_What to work on:_
Set down each line of the material that follows, exactly, with no pictures.

[Entries with page source code]
◆ ◆ ◆ ◆ ◆ ◆ ◆

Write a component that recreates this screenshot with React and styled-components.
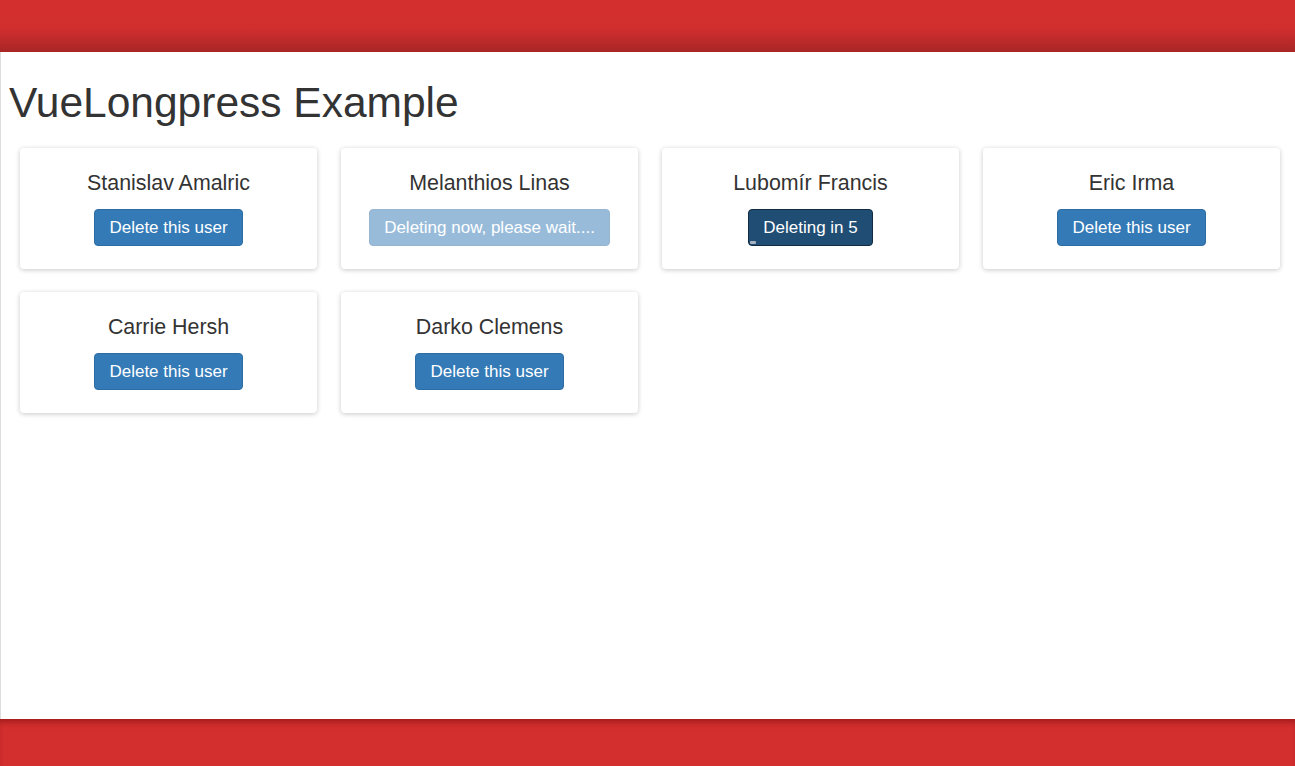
import React from 'react';
import styled, { createGlobalStyle } from 'styled-components';

const GlobalStyle = createGlobalStyle`
  html, body {
    margin: 0;
    padding: 0;
    background: #d32f2f;
    font-family: "Liberation Sans", Arial, sans-serif;
  }
`

const Page = styled.div`
  display: flex;
  flex-direction: column;
  height: 766px;
  overflow: hidden;
`

const TopBar = styled.div`
  height: 52px;
  flex: none;
  background: linear-gradient(to bottom, #d32f2f 0%, #d12e2e 55%, #a82626 100%);
`

const Main = styled.div`
  height: 667px;
  flex: none;
  background: #fff;
  border-left: 1px solid #dcdcdc;
  box-sizing: border-box;
  padding: 29px 17px 0 8px;
`

const BottomBar = styled.div`
  flex: 1;
  background: #d32f2f;
  box-shadow: inset 0 6px 6px -3px rgba(120, 10, 10, 0.55);
`

const Title = styled.h1`
  margin: 0 0 23px 0;
  font-size: 42.5px;
  line-height: 44px;
  font-weight: 400;
  color: #333;
`

const Grid = styled.div`
  display: grid;
  grid-template-columns: repeat(4, 297px);
  column-gap: 24px;
  row-gap: 23px;
  padding-left: 11px;
`

const Card = styled.div`
  height: 121px;
  box-sizing: border-box;
  background: #fff;
  border-radius: 4px;
  box-shadow: 0 1px 5px rgba(0, 0, 0, 0.22);
  display: flex;
  flex-direction: column;
  align-items: center;
  padding-top: 23px;
`

const Name = styled.div`
  font-size: 21.4px;
  line-height: 24px;
  color: #333;
  margin-bottom: 14px;
`

const Button = styled.button`
  position: relative;
  font-family: inherit;
  font-size: 17px;
  line-height: 23px;
  padding: 6px 14px;
  border-radius: 4px;
  color: #fff;
  border: 1px solid ${p => p.$variant === 'active' ? '#122b40' : '#2e6da4'};
  background: ${p => p.$variant === 'active' ? '#204d74' : '#337ab7'};
  opacity: ${p => p.$variant === 'busy' ? 0.5 : 1};
  cursor: pointer;
  overflow: hidden;
`

const Progress = styled.span`
  position: absolute;
  left: 1px;
  bottom: 1px;
  height: 3px;
  background: #a7b3bf;
  border-radius: 1px;
`

const users = [
  { name: 'Stanislav Amalric', state: 'idle' },
  { name: 'Melanthios Linas', state: 'busy' },
  { name: 'Lubomír Francis', state: 'active', countdown: 5, progress: 6 },
  { name: 'Eric Irma', state: 'idle' },
  { name: 'Carrie Hersh', state: 'idle' },
  { name: 'Darko Clemens', state: 'idle' },
];

const label = (u) => {
  if (u.state === 'busy') return 'Deleting now, please wait....';
  if (u.state === 'active') return `Deleting in ${u.countdown}`;
  return 'Delete this user';
}

const App = () => (
  <Page>
    <GlobalStyle />
    <TopBar />
    <Main>
      <Title>VueLongpress Example</Title>
      <Grid>
        {users.map((u, key) =>
          <Card key={key}>
            <Name>{u.name}</Name>
            <Button $variant={u.state}>
              {label(u)}
              {u.state === 'active' && <Progress style={{ width: u.progress + 'px' }} />}
            </Button>
          </Card>
        )}
      </Grid>
    </Main>
    <BottomBar />
  </Page>
);

export default App;
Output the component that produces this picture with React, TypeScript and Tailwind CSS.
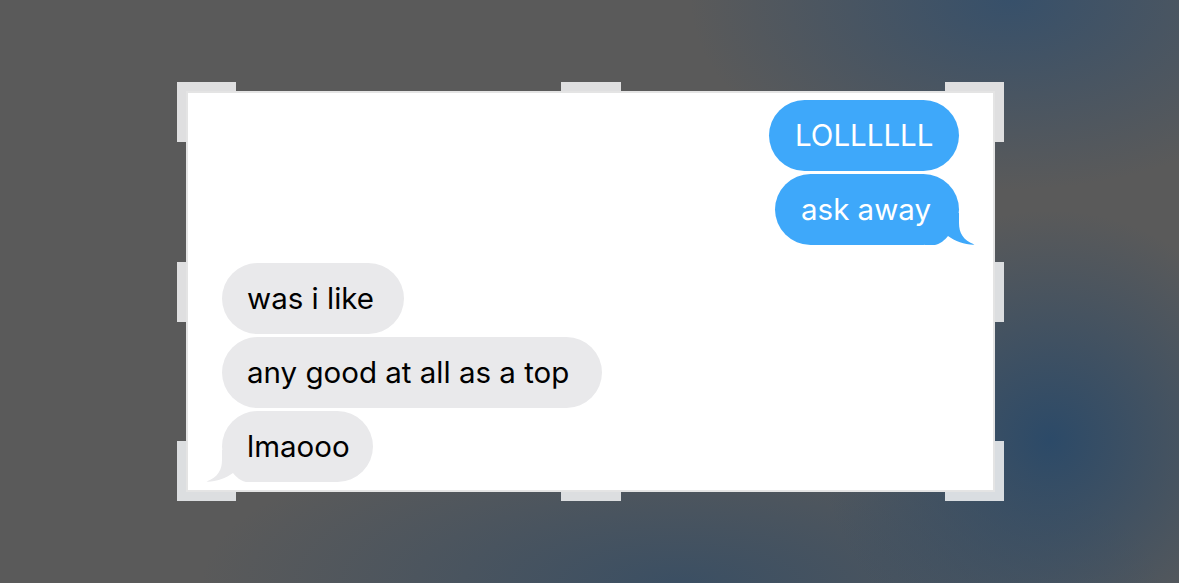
import React from "react";

const font = { fontFamily: "Inter, 'Liberation Sans', sans-serif" };

function Tail({ color, side }: { color: string; side: "left" | "right" }) {
  return (
    <svg
      width="50"
      height="32"
      viewBox="0 0 50 32"
      className={
        side === "right"
          ? "absolute -right-[16px] bottom-0"
          : "absolute -left-[16px] bottom-0 -scale-x-100"
      }
    >
      <path
        d="M34 0 L34 10 C34 20 38 27 49.5 31.6 C41 32 30 28.5 23 23 C20 27 15 31 10 32 L0 32 L0 0 Z"
        fill={color}
      />
    </svg>
  );
}

function Bubble({
  text,
  me,
  tail,
  w,
}: {
  text: string;
  me?: boolean;
  tail?: boolean;
  w: string;
}) {
  return (
    <div
      className={
        (me
          ? "relative h-[71px] rounded-[35.5px] bg-[#3ea8fa] text-white pl-[26px] flex items-center text-[29.5px] leading-none "
          : "relative h-[71px] rounded-[35.5px] bg-[#e9e9eb] text-black pl-[25px] flex items-center text-[29.5px] leading-none ") + w
      }
    >
      {tail && <Tail color={me ? "#3ea8fa" : "#e9e9eb"} side={me ? "right" : "left"} />}
      <span className="relative whitespace-nowrap">{text}</span>
    </div>
  );
}

export default function App() {
  return (
    <div
      className="w-full h-[583px] flex items-center justify-center bg-[#5a5a5a] bg-[radial-gradient(ellipse_320px_190px_at_1010px_0px,#37506a,transparent),radial-gradient(ellipse_230px_230px_at_1050px_440px,#2c4a68,transparent),radial-gradient(ellipse_480px_160px_at_680px_583px,#3b4f63,transparent)]"
      style={font}
    >
      <div className="relative w-[827px] h-[419px] ml-[2px]">
        {/* handles */}
        <div className="absolute left-0 top-0 w-[59px] h-[9px] bg-[#dfdfe0]" />
        <div className="absolute left-0 top-0 w-[9px] h-[60px] bg-[#dfdfe0]" />
        <div className="absolute right-0 top-0 w-[59px] h-[9px] bg-[#dfdfe0]" />
        <div className="absolute right-0 top-0 w-[9px] h-[60px] bg-[#dfdfe0]" />
        <div className="absolute left-0 bottom-0 w-[59px] h-[9px] bg-[#dcdee0]" />
        <div className="absolute left-0 bottom-0 w-[9px] h-[60px] bg-[#dcdee0]" />
        <div className="absolute right-0 bottom-0 w-[59px] h-[9px] bg-[#d9dde1]" />
        <div className="absolute right-0 bottom-0 w-[9px] h-[60px] bg-[#d9dde1]" />
        <div className="absolute left-[384px] top-0 w-[60px] h-[9px] bg-[#dfdfe0]" />
        <div className="absolute left-[384px] bottom-0 w-[60px] h-[9px] bg-[#dcdee0]" />
        <div className="absolute left-0 top-[180px] w-[9px] h-[60px] bg-[#dfdfe0]" />
        <div className="absolute right-0 top-[180px] w-[9px] h-[60px] bg-[#dcdee0]" />

        <div className="absolute inset-[9px] border-2 border-[#e4e4e4] bg-white">
          <div className="flex flex-col pt-[7px] pl-[34px] pr-[34px]">
            <div className="flex flex-col items-end gap-[3px]">
              <Bubble text="LOLLLLLL" me w="w-[190px]" />
              <Bubble text="ask away" me tail w="w-[184px]" />
            </div>
            <div className="flex flex-col items-start gap-[3px] mt-[18px]">
              <Bubble text="was i like" w="w-[182px]" />
              <Bubble text="any good at all as a top" w="w-[380px]" />
              <Bubble text="lmaooo" tail w="w-[151px]" />
            </div>
          </div>
        </div>
      </div>
    </div>
  );
}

◆ ◆ ◆ ◆ ◆ ◆ ◆

_Response to the task:_
Write a component that recreates this screenshot with React and styled-components.
import React from 'react';
import styled, { createGlobalStyle } from 'styled-components';

const GlobalStyle = createGlobalStyle`
  html, body {
    margin: 0;
    padding: 0;
    background: #d32f2f;
    font-family: "Liberation Sans", Arial, sans-serif;
  }
`

const Page = styled.div`
  display: flex;
  flex-direction: column;
  height: 766px;
  overflow: hidden;
`

const TopBar = styled.div`
  height: 52px;
  flex: none;
  background: linear-gradient(to bottom, #d32f2f 0%, #d12e2e 55%, #a82626 100%);
`

const Main = styled.div`
  height: 667px;
  flex: none;
  background: #fff;
  border-left: 1px solid #dcdcdc;
  box-sizing: border-box;
  padding: 29px 17px 0 8px;
`

const BottomBar = styled.div`
  flex: 1;
  background: #d32f2f;
  box-shadow: inset 0 6px 6px -3px rgba(120, 10, 10, 0.55);
`

const Title = styled.h1`
  margin: 0 0 23px 0;
  font-size: 42.5px;
  line-height: 44px;
  font-weight: 400;
  color: #333;
`

const Grid = styled.div`
  display: grid;
  grid-template-columns: repeat(4, 297px);
  column-gap: 24px;
  row-gap: 23px;
  padding-left: 11px;
`

const Card = styled.div`
  height: 121px;
  box-sizing: border-box;
  background: #fff;
  border-radius: 4px;
  box-shadow: 0 1px 5px rgba(0, 0, 0, 0.22);
  display: flex;
  flex-direction: column;
  align-items: center;
  padding-top: 23px;
`

const Name = styled.div`
  font-size: 21.4px;
  line-height: 24px;
  color: #333;
  margin-bottom: 14px;
`

const Button = styled.button`
  position: relative;
  font-family: inherit;
  font-size: 17px;
  line-height: 23px;
  padding: 6px 14px;
  border-radius: 4px;
  color: #fff;
  border: 1px solid ${p => p.$variant === 'active' ? '#122b40' : '#2e6da4'};
  background: ${p => p.$variant === 'active' ? '#204d74' : '#337ab7'};
  opacity: ${p => p.$variant === 'busy' ? 0.5 : 1};
  cursor: pointer;
  overflow: hidden;
`

const Progress = styled.span`
  position: absolute;
  left: 1px;
  bottom: 1px;
  height: 3px;
  background: #a7b3bf;
  border-radius: 1px;
`

const users = [
  { name: 'Stanislav Amalric', state: 'idle' },
  { name: 'Melanthios Linas', state: 'busy' },
  { name: 'Lubomír Francis', state: 'active', countdown: 5, progress: 6 },
  { name: 'Eric Irma', state: 'idle' },
  { name: 'Carrie Hersh', state: 'idle' },
  { name: 'Darko Clemens', state: 'idle' },
];

const label = (u) => {
  if (u.state === 'busy') return 'Deleting now, please wait....';
  if (u.state === 'active') return `Deleting in ${u.countdown}`;
  return 'Delete this user';
}

const App = () => (
  <Page>
    <GlobalStyle />
    <TopBar />
    <Main>
      <Title>VueLongpress Example</Title>
      <Grid>
        {users.map((u, key) =>
          <Card key={key}>
            <Name>{u.name}</Name>
            <Button $variant={u.state}>
              {label(u)}
              {u.state === 'active' && <Progress style={{ width: u.progress + 'px' }} />}
            </Button>
          </Card>
        )}
      </Grid>
    </Main>
    <BottomBar />
  </Page>
);

export default App;
Output the component that produces this picture with React, TypeScript and Tailwind CSS.
import React from "react";

const font = { fontFamily: "Inter, 'Liberation Sans', sans-serif" };

function Tail({ color, side }: { color: string; side: "left" | "right" }) {
  return (
    <svg
      width="50"
      height="32"
      viewBox="0 0 50 32"
      className={
        side === "right"
          ? "absolute -right-[16px] bottom-0"
          : "absolute -left-[16px] bottom-0 -scale-x-100"
      }
    >
      <path
        d="M34 0 L34 10 C34 20 38 27 49.5 31.6 C41 32 30 28.5 23 23 C20 27 15 31 10 32 L0 32 L0 0 Z"
        fill={color}
      />
    </svg>
  );
}

function Bubble({
  text,
  me,
  tail,
  w,
}: {
  text: string;
  me?: boolean;
  tail?: boolean;
  w: string;
}) {
  return (
    <div
      className={
        (me
          ? "relative h-[71px] rounded-[35.5px] bg-[#3ea8fa] text-white pl-[26px] flex items-center text-[29.5px] leading-none "
          : "relative h-[71px] rounded-[35.5px] bg-[#e9e9eb] text-black pl-[25px] flex items-center text-[29.5px] leading-none ") + w
      }
    >
      {tail && <Tail color={me ? "#3ea8fa" : "#e9e9eb"} side={me ? "right" : "left"} />}
      <span className="relative whitespace-nowrap">{text}</span>
    </div>
  );
}

export default function App() {
  return (
    <div
      className="w-full h-[583px] flex items-center justify-center bg-[#5a5a5a] bg-[radial-gradient(ellipse_320px_190px_at_1010px_0px,#37506a,transparent),radial-gradient(ellipse_230px_230px_at_1050px_440px,#2c4a68,transparent),radial-gradient(ellipse_480px_160px_at_680px_583px,#3b4f63,transparent)]"
      style={font}
    >
      <div className="relative w-[827px] h-[419px] ml-[2px]">
        {/* handles */}
        <div className="absolute left-0 top-0 w-[59px] h-[9px] bg-[#dfdfe0]" />
        <div className="absolute left-0 top-0 w-[9px] h-[60px] bg-[#dfdfe0]" />
        <div className="absolute right-0 top-0 w-[59px] h-[9px] bg-[#dfdfe0]" />
        <div className="absolute right-0 top-0 w-[9px] h-[60px] bg-[#dfdfe0]" />
        <div className="absolute left-0 bottom-0 w-[59px] h-[9px] bg-[#dcdee0]" />
        <div className="absolute left-0 bottom-0 w-[9px] h-[60px] bg-[#dcdee0]" />
        <div className="absolute right-0 bottom-0 w-[59px] h-[9px] bg-[#d9dde1]" />
        <div className="absolute right-0 bottom-0 w-[9px] h-[60px] bg-[#d9dde1]" />
        <div className="absolute left-[384px] top-0 w-[60px] h-[9px] bg-[#dfdfe0]" />
        <div className="absolute left-[384px] bottom-0 w-[60px] h-[9px] bg-[#dcdee0]" />
        <div className="absolute left-0 top-[180px] w-[9px] h-[60px] bg-[#dfdfe0]" />
        <div className="absolute right-0 top-[180px] w-[9px] h-[60px] bg-[#dcdee0]" />

        <div className="absolute inset-[9px] border-2 border-[#e4e4e4] bg-white">
          <div className="flex flex-col pt-[7px] pl-[34px] pr-[34px]">
            <div className="flex flex-col items-end gap-[3px]">
              <Bubble text="LOLLLLLL" me w="w-[190px]" />
              <Bubble text="ask away" me tail w="w-[184px]" />
            </div>
            <div className="flex flex-col items-start gap-[3px] mt-[18px]">
              <Bubble text="was i like" w="w-[182px]" />
              <Bubble text="any good at all as a top" w="w-[380px]" />
              <Bubble text="lmaooo" tail w="w-[151px]" />
            </div>
          </div>
        </div>
      </div>
    </div>
  );
}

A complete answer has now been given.